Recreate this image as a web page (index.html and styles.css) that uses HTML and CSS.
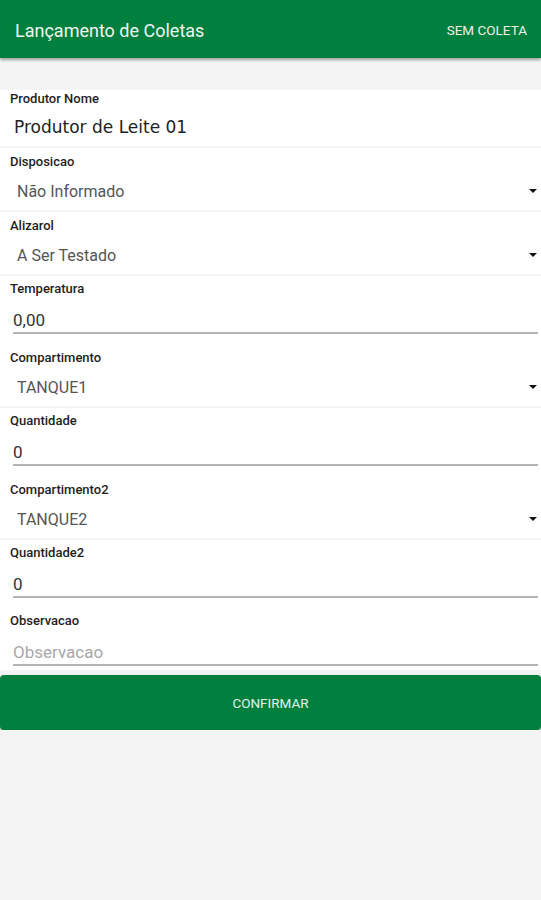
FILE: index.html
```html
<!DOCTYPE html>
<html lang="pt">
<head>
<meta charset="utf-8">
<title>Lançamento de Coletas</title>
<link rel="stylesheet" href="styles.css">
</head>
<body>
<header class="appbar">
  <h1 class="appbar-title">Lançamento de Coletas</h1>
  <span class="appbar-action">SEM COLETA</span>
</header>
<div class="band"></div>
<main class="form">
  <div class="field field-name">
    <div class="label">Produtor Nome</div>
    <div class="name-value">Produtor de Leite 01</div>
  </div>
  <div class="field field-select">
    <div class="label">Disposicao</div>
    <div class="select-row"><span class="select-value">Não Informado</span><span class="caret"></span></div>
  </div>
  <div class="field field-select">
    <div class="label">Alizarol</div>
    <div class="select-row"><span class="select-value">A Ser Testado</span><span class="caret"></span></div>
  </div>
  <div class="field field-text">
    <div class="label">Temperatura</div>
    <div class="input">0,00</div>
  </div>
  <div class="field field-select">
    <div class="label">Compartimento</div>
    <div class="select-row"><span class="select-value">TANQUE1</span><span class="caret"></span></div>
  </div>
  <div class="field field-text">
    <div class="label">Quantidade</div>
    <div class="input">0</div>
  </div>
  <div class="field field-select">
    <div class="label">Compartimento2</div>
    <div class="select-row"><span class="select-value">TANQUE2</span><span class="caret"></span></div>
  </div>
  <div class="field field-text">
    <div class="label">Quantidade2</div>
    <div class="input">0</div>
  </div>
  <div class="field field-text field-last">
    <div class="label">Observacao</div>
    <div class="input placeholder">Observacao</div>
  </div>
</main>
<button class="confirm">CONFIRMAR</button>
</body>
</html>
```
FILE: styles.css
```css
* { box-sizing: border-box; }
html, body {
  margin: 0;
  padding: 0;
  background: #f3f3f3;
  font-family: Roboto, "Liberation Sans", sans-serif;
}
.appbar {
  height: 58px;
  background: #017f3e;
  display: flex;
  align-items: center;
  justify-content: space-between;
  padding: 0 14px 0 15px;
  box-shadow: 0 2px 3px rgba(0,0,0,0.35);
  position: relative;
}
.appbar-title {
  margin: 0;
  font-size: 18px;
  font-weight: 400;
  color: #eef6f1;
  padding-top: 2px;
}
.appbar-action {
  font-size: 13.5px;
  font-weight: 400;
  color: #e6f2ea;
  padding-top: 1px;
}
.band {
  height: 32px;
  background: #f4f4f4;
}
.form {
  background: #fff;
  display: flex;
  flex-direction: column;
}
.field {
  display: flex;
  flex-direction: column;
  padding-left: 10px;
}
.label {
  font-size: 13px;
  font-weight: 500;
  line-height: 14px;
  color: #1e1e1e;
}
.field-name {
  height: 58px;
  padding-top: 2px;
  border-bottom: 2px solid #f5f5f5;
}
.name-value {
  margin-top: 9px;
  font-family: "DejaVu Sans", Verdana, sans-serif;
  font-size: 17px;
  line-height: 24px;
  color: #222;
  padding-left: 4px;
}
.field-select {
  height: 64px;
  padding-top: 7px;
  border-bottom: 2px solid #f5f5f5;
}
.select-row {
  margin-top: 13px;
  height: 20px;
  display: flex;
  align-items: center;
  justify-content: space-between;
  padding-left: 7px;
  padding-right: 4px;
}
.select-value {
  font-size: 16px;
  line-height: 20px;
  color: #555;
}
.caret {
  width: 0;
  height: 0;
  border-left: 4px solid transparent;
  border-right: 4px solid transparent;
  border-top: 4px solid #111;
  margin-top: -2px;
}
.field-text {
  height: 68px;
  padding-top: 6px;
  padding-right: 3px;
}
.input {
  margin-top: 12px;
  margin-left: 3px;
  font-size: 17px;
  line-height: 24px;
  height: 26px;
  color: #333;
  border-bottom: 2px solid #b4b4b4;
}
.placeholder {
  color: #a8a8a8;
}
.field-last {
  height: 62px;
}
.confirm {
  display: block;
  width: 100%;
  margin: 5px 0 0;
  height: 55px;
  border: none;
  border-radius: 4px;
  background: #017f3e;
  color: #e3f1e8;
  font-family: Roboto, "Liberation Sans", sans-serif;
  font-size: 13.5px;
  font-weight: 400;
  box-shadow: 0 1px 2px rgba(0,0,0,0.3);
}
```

- - -

Make an exact copy of the data, leaving its pictures out.

Recreate this image as a web page (index.html and styles.css) that uses HTML and CSS.
FILE: index.html
```html
<!DOCTYPE html>
<html lang="pt">
<head>
<meta charset="utf-8">
<title>Lançamento de Coletas</title>
<link rel="stylesheet" href="styles.css">
</head>
<body>
<header class="appbar">
  <h1 class="appbar-title">Lançamento de Coletas</h1>
  <span class="appbar-action">SEM COLETA</span>
</header>
<div class="band"></div>
<main class="form">
  <div class="field field-name">
    <div class="label">Produtor Nome</div>
    <div class="name-value">Produtor de Leite 01</div>
  </div>
  <div class="field field-select">
    <div class="label">Disposicao</div>
    <div class="select-row"><span class="select-value">Não Informado</span><span class="caret"></span></div>
  </div>
  <div class="field field-select">
    <div class="label">Alizarol</div>
    <div class="select-row"><span class="select-value">A Ser Testado</span><span class="caret"></span></div>
  </div>
  <div class="field field-text">
    <div class="label">Temperatura</div>
    <div class="input">0,00</div>
  </div>
  <div class="field field-select">
    <div class="label">Compartimento</div>
    <div class="select-row"><span class="select-value">TANQUE1</span><span class="caret"></span></div>
  </div>
  <div class="field field-text">
    <div class="label">Quantidade</div>
    <div class="input">0</div>
  </div>
  <div class="field field-select">
    <div class="label">Compartimento2</div>
    <div class="select-row"><span class="select-value">TANQUE2</span><span class="caret"></span></div>
  </div>
  <div class="field field-text">
    <div class="label">Quantidade2</div>
    <div class="input">0</div>
  </div>
  <div class="field field-text field-last">
    <div class="label">Observacao</div>
    <div class="input placeholder">Observacao</div>
  </div>
</main>
<button class="confirm">CONFIRMAR</button>
</body>
</html>
```
FILE: styles.css
```css
* { box-sizing: border-box; }
html, body {
  margin: 0;
  padding: 0;
  background: #f3f3f3;
  font-family: Roboto, "Liberation Sans", sans-serif;
}
.appbar {
  height: 58px;
  background: #017f3e;
  display: flex;
  align-items: center;
  justify-content: space-between;
  padding: 0 14px 0 15px;
  box-shadow: 0 2px 3px rgba(0,0,0,0.35);
  position: relative;
}
.appbar-title {
  margin: 0;
  font-size: 18px;
  font-weight: 400;
  color: #eef6f1;
  padding-top: 2px;
}
.appbar-action {
  font-size: 13.5px;
  font-weight: 400;
  color: #e6f2ea;
  padding-top: 1px;
}
.band {
  height: 32px;
  background: #f4f4f4;
}
.form {
  background: #fff;
  display: flex;
  flex-direction: column;
}
.field {
  display: flex;
  flex-direction: column;
  padding-left: 10px;
}
.label {
  font-size: 13px;
  font-weight: 500;
  line-height: 14px;
  color: #1e1e1e;
}
.field-name {
  height: 58px;
  padding-top: 2px;
  border-bottom: 2px solid #f5f5f5;
}
.name-value {
  margin-top: 9px;
  font-family: "DejaVu Sans", Verdana, sans-serif;
  font-size: 17px;
  line-height: 24px;
  color: #222;
  padding-left: 4px;
}
.field-select {
  height: 64px;
  padding-top: 7px;
  border-bottom: 2px solid #f5f5f5;
}
.select-row {
  margin-top: 13px;
  height: 20px;
  display: flex;
  align-items: center;
  justify-content: space-between;
  padding-left: 7px;
  padding-right: 4px;
}
.select-value {
  font-size: 16px;
  line-height: 20px;
  color: #555;
}
.caret {
  width: 0;
  height: 0;
  border-left: 4px solid transparent;
  border-right: 4px solid transparent;
  border-top: 4px solid #111;
  margin-top: -2px;
}
.field-text {
  height: 68px;
  padding-top: 6px;
  padding-right: 3px;
}
.input {
  margin-top: 12px;
  margin-left: 3px;
  font-size: 17px;
  line-height: 24px;
  height: 26px;
  color: #333;
  border-bottom: 2px solid #b4b4b4;
}
.placeholder {
  color: #a8a8a8;
}
.field-last {
  height: 62px;
}
.confirm {
  display: block;
  width: 100%;
  margin: 5px 0 0;
  height: 55px;
  border: none;
  border-radius: 4px;
  background: #017f3e;
  color: #e3f1e8;
  font-family: Roboto, "Liberation Sans", sans-serif;
  font-size: 13.5px;
  font-weight: 400;
  box-shadow: 0 1px 2px rgba(0,0,0,0.3);
}
```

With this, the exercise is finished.